┌────────

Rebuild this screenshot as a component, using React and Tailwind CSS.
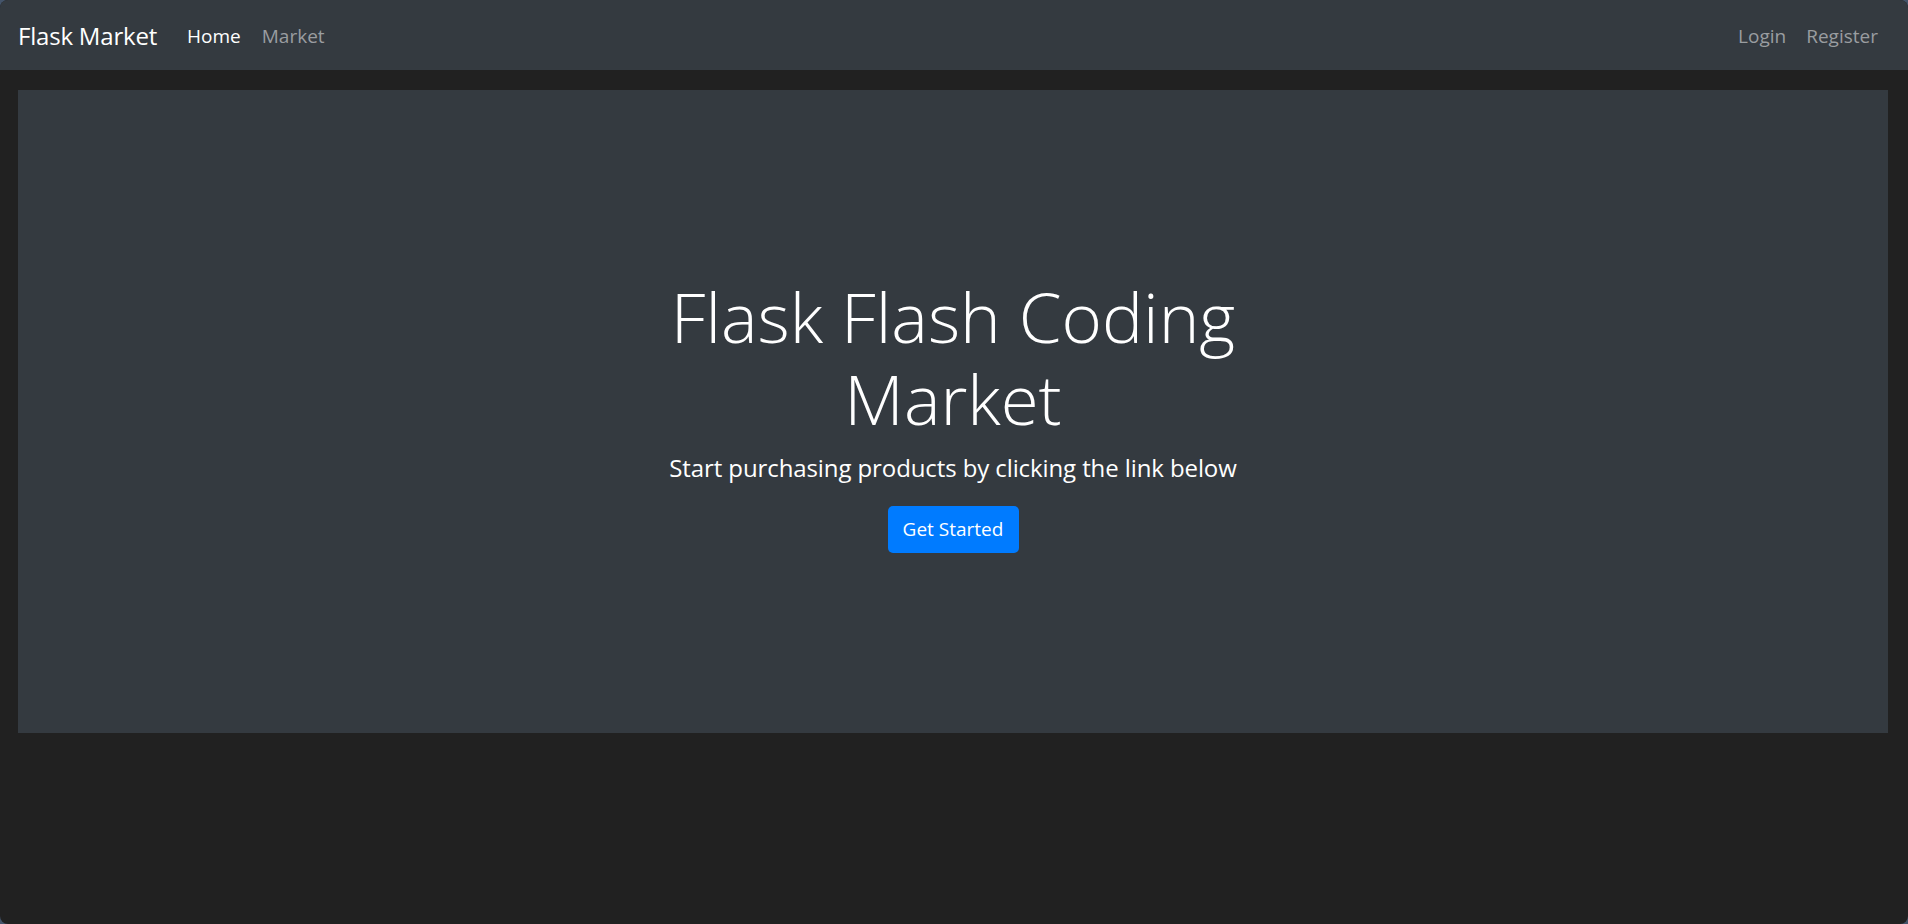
import React from "react";

const font = { fontFamily: '"Open Sans", "Noto Sans", sans-serif' };

function NavBar() {
    return (
        <nav className="flex items-center justify-between h-[70px] bg-[#343a40] pl-[18px] pr-[30px] pt-[2px]">
            <div className="flex items-center">
                <a href="#" className="text-[24px] text-white mr-[30px] tracking-[-0.2px]">Flask Market</a>
                <a href="#" className="text-[19px] text-white mr-[21px]">Home</a>
                <a href="#" className="text-[19px] text-[#9a9da0]">Market</a>
            </div>
            <div className="flex items-center gap-[20px]">
                <a href="#" className="text-[19px] text-[#9a9da0]">Login</a>
                <a href="#" className="text-[19px] text-[#9a9da0]">Register</a>
            </div>
        </nav>
    );
}

export default function App() {
    return (
        <div className="w-full h-[924px] bg-[#44546a]" style={font}>
            <div className="h-full bg-[#212121] rounded-[8px] overflow-hidden">
                <NavBar />
                <div className="px-[18px] pt-[20px] pr-[20px]">
                    <section className="h-[643px] bg-[#343a40] flex flex-col items-center justify-center pt-[4px]">
                        <div className="w-[660px] text-center text-white">
                            <h1 className="text-[69px] font-light leading-[82px]">Flask Flash Coding Market</h1>
                            <p className="text-[24px] leading-[36px] mt-[11px] tracking-[-0.1px]">Start purchasing products by clicking the link below</p>
                        </div>
                        <button className="mt-[20px] w-[131px] h-[47px] rounded-[5px] bg-[#007bff] text-white text-[19px]">
                            Get Started
                        </button>
                    </section>
                </div>
            </div>
        </div>
    );
}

└────────

What the task requires
All of the material above should be reproduced exactly, except the pictures.

Complete output
Rebuild this screenshot as a component, using React and Tailwind CSS.
import React from "react";

const font = { fontFamily: '"Open Sans", "Noto Sans", sans-serif' };

function NavBar() {
    return (
        <nav className="flex items-center justify-between h-[70px] bg-[#343a40] pl-[18px] pr-[30px] pt-[2px]">
            <div className="flex items-center">
                <a href="#" className="text-[24px] text-white mr-[30px] tracking-[-0.2px]">Flask Market</a>
                <a href="#" className="text-[19px] text-white mr-[21px]">Home</a>
                <a href="#" className="text-[19px] text-[#9a9da0]">Market</a>
            </div>
            <div className="flex items-center gap-[20px]">
                <a href="#" className="text-[19px] text-[#9a9da0]">Login</a>
                <a href="#" className="text-[19px] text-[#9a9da0]">Register</a>
            </div>
        </nav>
    );
}

export default function App() {
    return (
        <div className="w-full h-[924px] bg-[#44546a]" style={font}>
            <div className="h-full bg-[#212121] rounded-[8px] overflow-hidden">
                <NavBar />
                <div className="px-[18px] pt-[20px] pr-[20px]">
                    <section className="h-[643px] bg-[#343a40] flex flex-col items-center justify-center pt-[4px]">
                        <div className="w-[660px] text-center text-white">
                            <h1 className="text-[69px] font-light leading-[82px]">Flask Flash Coding Market</h1>
                            <p className="text-[24px] leading-[36px] mt-[11px] tracking-[-0.1px]">Start purchasing products by clicking the link below</p>
                        </div>
                        <button className="mt-[20px] w-[131px] h-[47px] rounded-[5px] bg-[#007bff] text-white text-[19px]">
                            Get Started
                        </button>
                    </section>
                </div>
            </div>
        </div>
    );
}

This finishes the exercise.